For decades, open-heart surgery was the gold standard for replacing a failing aortic valve, and concerns about long-term durability kept transcatheter aortic valve replacement (TAVR) reserved largely for older, higher-risk patients. As TAVR technology matured and indications expanded to younger, lower-risk populations, the critical unanswered question became: how long do these minimally invasive valves actually last?

This ad hoc analysis from the PARTNER 3 randomized clinical trial provides the most robust long-term answer to date. Between 2016 and 2017, 1,000 low-risk patients with symptomatic severe aortic stenosis were randomized at 71 centers across the US and Canada to receive either balloon-expandable TAVR using the SAPIEN 3 valve or conventional surgical aortic valve replacement. The analysis tracked valve-specific outcomes through March 2025, with echocardiographic data available in 80% of surviving enrolled patients at the 7-year mark.

The headline result is striking in its equivalence. Cumulative incidence of structural valve deterioration-related dysfunction was 7.3% for TAVR versus 7.6% for surgery. All-cause bioprosthetic valve failure stood at 6.9% versus 7.5%, and reintervention rates were 6.0% versus 5.5% — none of these differences approaching statistical significance. Roughly three-quarters of patients in both groups remained alive and free of valve failure at seven years.

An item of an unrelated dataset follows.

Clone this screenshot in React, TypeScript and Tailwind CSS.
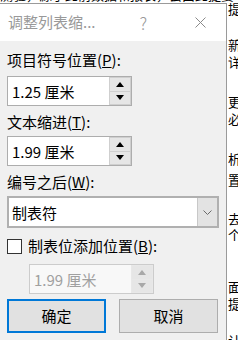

One meaningful difference emerged: TAVR valves experienced higher rates of stage 2 or 3 valve thrombosis (5.2% vs 0.9%), though most events clustered within the first three years and rarely progressed to clinical valve failure — suggesting this is a manageable rather than catastrophic risk.

These findings carry significant implications for clinical decision-making. Clinicians counseling patients in their 60s or early 70s can now cite robust randomized data showing comparable 7-year valve performance. Caveats include the abstract-only basis for this summary, the ad hoc nature of the analysis, and the fact that 10- and 15-year data remain unavailable.

Principales conclusions

  • Structural valve deterioration rates were nearly identical at 7 years: 7.3% TAVR vs 7.6% surgery.
  • Overall bioprosthetic valve failure was similar: 6.9% TAVR vs 7.5% surgery with no significant difference.
  • TAVR showed 5x higher valve thrombosis rate (5.2% vs 0.9%), but most cases didn't progress to failure.
  • Reintervention rates were low and equivalent: 6.0% TAVR vs 5.5% surgery at 7 years.
  • About 74% of patients in both groups were alive and free of valve failure at 7-year follow-up.

Méthodologie

Randomized controlled trial (PARTNER 3) enrolling 1,000 low-risk aortic stenosis patients across 71 US and Canadian centers from 2016–2017, followed through March 2025. This is an ad hoc analysis examining valve durability endpoints including structural valve deterioration, bioprosthetic valve failure, thrombosis, endocarditis, and reintervention using cumulative incidence with death as a competing risk. Echocardiographic follow-up was available in 80% of surviving enrolled patients at 7 years.

Limites de l'étude

This summary is based on the abstract only, as the full paper is not open access; granular data, subgroup analyses, and methodological details may modify interpretation. The analysis is ad hoc rather than a pre-specified primary endpoint, which limits inferential strength. Seven years remains insufficient to capture the full durability lifespan of valves implanted in younger patients who may live 20 or more years post-procedure.